Thanks for your advise! But when I followed your instruction, I got nothing output, the reason I found maybe the generated kernel.cc in the install file did not preserve the code I had inserted. Here I insert a variable $cnt$ in the deploy/tuned/aarch64-llama-2-7b-4bit/kernels.cc

image

but nothing changed in both install/lib/kernels.cc and deploy/tuned/kernels.cc 屏幕截图 2024-09-02 160135 What's more, when I tried to insert the code into deploy/tuned/kernels.cc and then run pipeline.py, the inserted codes in the deploy/tuned/kernels.cc will disappear.

Did I do the wrong steps or anything else?

kaleid-liner commented 2 months ago

Here I insert a variable in the deploy/tuned/aarch64-llama-2-7b-4bit/kernels.cc

Have you specified -u during run_pipelin.py?

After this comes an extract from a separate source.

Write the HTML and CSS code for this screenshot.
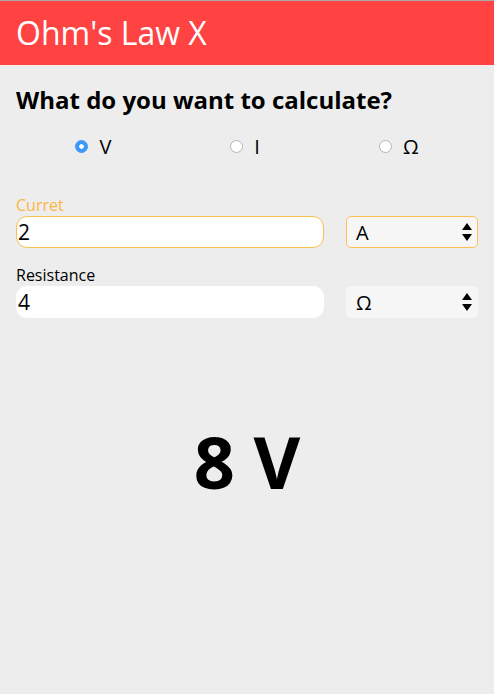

If no, the kernel won't be used. You have two options:

  1. Modify deploy/tuned/aarch64-llama-2-7b-4bit/kernels.cc and specify -u.
  2. Modify install/lib/kernels.cc directly and specify -s 3,4,5,6 to skip 0,1,2 in case the file being overwritten.
yoghur commented 2 months ago

Here I insert a variable in the deploy/tuned/aarch64-llama-2-7b-4bit/kernels.cc

Have you specified -u during run_pipelin.py? If no, the kernel won't be used. You have two options:

  1. Modify deploy/tuned/aarch64-llama-2-7b-4bit/kernels.cc and specify -u.
  2. Modify install/lib/kernels.cc directly and specify -s 3,4,5,6 to skip 0,1,2 in case the file being overwritten.

I followed the second option and it worked. Thanks a lot!!!!!